[Recorded data]
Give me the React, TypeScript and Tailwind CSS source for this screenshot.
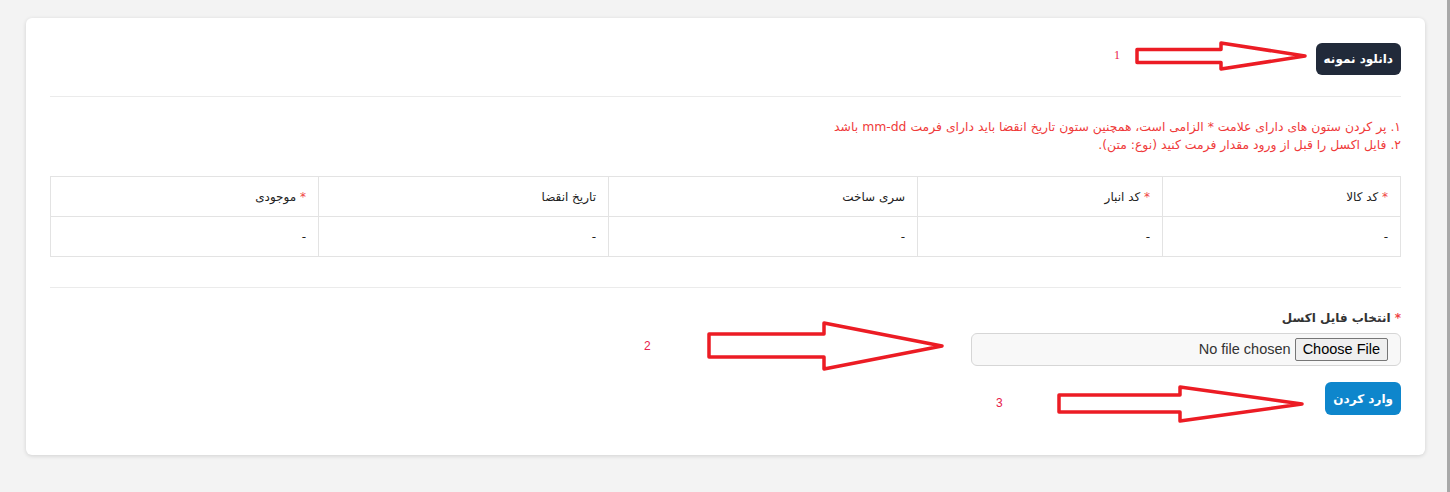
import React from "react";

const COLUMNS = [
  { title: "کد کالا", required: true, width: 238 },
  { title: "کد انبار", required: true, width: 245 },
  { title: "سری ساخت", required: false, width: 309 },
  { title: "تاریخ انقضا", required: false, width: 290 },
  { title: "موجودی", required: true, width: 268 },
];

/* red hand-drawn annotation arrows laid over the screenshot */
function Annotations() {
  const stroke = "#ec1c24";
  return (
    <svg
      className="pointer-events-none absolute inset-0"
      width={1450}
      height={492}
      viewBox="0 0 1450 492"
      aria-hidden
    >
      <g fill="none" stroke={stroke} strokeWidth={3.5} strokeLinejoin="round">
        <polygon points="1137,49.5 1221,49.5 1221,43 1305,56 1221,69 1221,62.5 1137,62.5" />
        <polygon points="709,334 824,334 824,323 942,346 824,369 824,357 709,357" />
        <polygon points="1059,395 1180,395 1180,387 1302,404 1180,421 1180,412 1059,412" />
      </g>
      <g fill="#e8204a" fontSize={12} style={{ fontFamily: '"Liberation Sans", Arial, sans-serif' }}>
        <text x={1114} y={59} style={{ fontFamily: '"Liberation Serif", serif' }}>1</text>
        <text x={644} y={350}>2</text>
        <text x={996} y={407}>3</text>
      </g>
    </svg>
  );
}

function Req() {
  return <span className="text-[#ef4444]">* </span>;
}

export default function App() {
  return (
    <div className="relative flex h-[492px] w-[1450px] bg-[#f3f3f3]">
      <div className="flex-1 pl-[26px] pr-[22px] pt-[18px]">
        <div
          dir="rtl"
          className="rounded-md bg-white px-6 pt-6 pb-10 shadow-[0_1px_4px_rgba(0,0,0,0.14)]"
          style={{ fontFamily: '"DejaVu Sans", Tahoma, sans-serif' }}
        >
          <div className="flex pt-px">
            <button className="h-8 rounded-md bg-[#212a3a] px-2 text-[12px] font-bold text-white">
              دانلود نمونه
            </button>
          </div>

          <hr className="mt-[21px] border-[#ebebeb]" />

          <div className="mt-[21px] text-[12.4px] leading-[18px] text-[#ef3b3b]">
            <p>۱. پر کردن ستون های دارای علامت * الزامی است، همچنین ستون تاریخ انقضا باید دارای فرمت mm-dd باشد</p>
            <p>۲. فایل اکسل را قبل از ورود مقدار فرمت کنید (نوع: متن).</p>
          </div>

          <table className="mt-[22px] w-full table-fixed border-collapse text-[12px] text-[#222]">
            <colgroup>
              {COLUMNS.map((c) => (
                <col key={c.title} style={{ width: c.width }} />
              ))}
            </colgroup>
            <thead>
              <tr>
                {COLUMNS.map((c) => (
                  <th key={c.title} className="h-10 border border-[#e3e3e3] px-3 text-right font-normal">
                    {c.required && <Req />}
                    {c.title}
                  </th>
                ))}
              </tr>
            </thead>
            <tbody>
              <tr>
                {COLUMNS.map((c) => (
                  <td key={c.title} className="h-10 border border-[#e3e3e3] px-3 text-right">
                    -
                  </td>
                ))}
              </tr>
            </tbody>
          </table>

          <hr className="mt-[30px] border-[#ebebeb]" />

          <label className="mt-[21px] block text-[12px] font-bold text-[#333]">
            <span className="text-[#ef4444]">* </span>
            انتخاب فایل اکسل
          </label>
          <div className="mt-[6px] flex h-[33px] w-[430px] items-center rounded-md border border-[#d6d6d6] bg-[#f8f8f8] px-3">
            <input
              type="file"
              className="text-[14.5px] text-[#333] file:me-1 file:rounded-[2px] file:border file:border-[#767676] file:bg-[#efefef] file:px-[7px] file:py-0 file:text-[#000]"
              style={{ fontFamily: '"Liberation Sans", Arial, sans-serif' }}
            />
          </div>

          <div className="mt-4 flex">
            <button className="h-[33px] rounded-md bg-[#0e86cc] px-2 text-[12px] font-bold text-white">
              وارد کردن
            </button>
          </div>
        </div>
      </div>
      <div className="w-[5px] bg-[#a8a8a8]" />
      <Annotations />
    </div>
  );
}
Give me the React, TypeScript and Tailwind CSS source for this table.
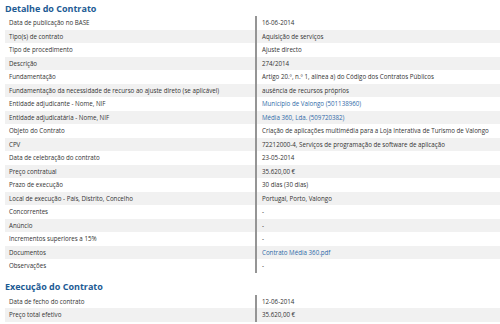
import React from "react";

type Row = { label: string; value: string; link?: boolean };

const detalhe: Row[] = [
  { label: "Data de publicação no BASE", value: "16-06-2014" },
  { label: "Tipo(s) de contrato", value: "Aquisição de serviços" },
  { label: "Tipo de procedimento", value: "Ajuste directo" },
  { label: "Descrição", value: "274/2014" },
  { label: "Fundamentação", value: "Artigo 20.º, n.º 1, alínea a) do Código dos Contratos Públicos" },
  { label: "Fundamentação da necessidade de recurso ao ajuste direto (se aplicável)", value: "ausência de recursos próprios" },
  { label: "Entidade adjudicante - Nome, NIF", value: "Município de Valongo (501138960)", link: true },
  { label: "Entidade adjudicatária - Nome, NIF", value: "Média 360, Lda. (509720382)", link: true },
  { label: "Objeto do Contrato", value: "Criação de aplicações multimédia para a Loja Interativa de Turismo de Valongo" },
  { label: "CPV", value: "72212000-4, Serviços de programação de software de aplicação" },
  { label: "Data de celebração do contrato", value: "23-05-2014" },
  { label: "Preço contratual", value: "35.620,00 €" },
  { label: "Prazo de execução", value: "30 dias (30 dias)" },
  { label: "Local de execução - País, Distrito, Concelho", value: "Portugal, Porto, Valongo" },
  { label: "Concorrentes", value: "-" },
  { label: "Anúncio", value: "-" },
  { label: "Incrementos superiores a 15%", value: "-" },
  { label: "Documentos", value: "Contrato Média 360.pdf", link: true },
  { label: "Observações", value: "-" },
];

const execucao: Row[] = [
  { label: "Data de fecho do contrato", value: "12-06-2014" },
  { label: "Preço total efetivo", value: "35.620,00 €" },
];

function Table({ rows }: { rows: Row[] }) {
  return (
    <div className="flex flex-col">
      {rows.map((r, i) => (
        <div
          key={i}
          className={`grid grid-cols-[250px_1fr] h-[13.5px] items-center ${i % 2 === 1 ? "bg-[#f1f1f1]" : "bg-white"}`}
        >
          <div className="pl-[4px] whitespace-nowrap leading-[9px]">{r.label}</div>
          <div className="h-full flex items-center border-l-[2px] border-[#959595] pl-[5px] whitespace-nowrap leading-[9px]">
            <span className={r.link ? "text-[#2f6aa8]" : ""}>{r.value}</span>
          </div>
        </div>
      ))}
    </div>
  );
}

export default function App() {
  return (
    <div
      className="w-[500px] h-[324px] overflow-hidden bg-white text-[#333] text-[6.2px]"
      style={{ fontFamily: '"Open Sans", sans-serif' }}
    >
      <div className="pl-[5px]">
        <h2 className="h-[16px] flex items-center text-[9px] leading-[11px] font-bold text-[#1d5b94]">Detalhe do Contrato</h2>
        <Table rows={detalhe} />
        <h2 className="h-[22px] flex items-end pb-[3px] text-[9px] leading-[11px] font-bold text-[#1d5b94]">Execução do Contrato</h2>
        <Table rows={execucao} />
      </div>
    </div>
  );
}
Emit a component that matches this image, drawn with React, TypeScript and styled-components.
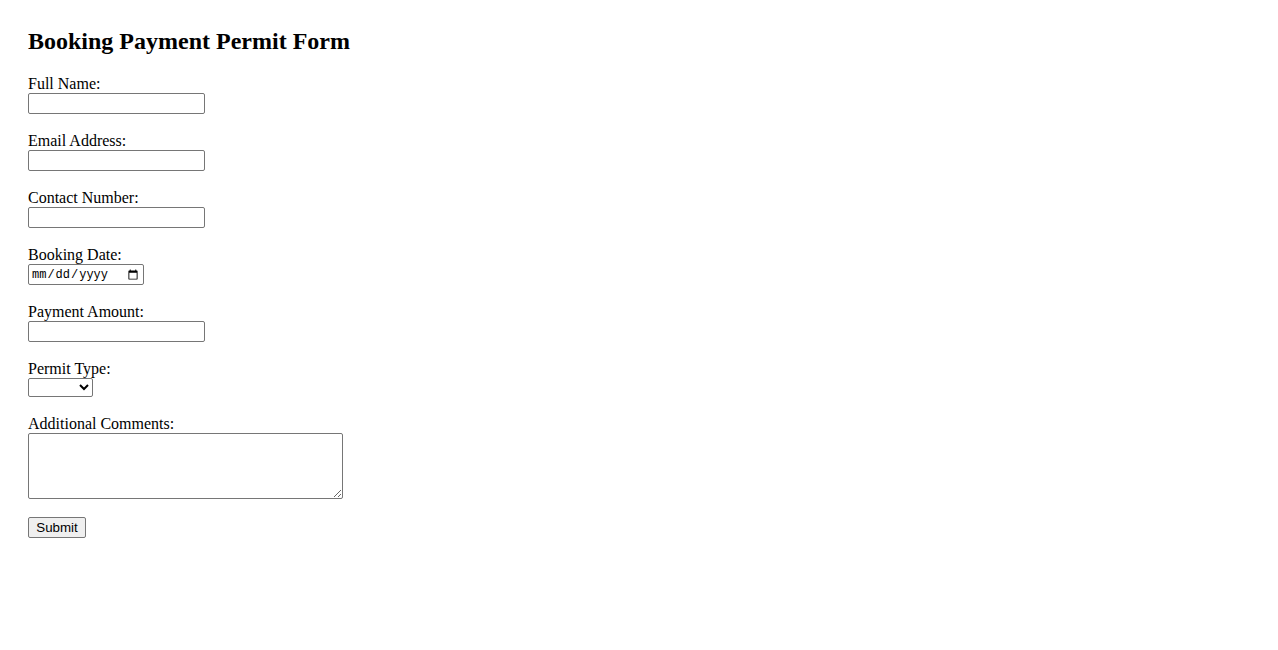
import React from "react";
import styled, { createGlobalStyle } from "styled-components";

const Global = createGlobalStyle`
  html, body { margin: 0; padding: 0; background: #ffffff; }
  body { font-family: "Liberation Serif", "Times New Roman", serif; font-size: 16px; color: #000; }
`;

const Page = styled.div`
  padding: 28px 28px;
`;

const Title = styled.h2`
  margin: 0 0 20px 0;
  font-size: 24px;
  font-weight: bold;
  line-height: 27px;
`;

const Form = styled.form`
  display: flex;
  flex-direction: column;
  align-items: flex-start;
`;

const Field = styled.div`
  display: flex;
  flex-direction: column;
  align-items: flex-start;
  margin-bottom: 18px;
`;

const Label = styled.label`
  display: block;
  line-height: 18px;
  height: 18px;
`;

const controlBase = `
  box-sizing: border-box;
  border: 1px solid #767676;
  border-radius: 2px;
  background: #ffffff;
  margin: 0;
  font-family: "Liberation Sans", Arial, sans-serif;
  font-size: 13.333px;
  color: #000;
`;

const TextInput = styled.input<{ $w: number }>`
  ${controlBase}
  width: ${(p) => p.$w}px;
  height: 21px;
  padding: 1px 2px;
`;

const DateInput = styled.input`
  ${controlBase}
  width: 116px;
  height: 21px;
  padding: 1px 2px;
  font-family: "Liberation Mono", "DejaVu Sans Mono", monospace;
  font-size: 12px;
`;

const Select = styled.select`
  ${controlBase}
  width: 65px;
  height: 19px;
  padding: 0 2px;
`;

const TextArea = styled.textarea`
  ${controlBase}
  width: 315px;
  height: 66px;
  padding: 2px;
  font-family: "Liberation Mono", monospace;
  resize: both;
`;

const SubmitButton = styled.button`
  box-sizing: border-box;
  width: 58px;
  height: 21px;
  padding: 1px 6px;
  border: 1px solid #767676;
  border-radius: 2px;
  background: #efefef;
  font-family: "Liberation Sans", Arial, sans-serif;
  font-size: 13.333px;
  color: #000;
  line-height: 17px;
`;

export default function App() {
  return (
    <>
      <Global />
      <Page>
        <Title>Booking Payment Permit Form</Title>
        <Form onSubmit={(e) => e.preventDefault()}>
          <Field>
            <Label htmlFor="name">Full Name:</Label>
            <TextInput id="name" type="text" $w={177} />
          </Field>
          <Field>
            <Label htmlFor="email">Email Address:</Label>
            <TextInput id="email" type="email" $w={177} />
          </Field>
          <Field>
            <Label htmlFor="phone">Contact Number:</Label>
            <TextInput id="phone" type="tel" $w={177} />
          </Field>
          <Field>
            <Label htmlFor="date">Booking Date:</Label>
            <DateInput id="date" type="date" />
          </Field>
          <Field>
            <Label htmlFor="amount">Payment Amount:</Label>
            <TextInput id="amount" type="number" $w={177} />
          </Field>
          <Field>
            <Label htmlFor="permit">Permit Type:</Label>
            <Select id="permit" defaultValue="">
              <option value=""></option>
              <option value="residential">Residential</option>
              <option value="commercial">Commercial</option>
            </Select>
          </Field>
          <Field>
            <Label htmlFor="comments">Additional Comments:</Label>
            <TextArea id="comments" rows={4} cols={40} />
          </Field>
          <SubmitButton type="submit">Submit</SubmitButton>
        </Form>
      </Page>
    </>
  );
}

• _EXERCISE_
Reproduce, word for word, only the lines in the records above from the line with "for this table." through the line with "string; value: string;", including both ends; omit the pictures.

• _TASK SOLUTION_
Give me the React, TypeScript and Tailwind CSS source for this table.
import React from "react";

type Row = { label: string; value: string; link?: boolean };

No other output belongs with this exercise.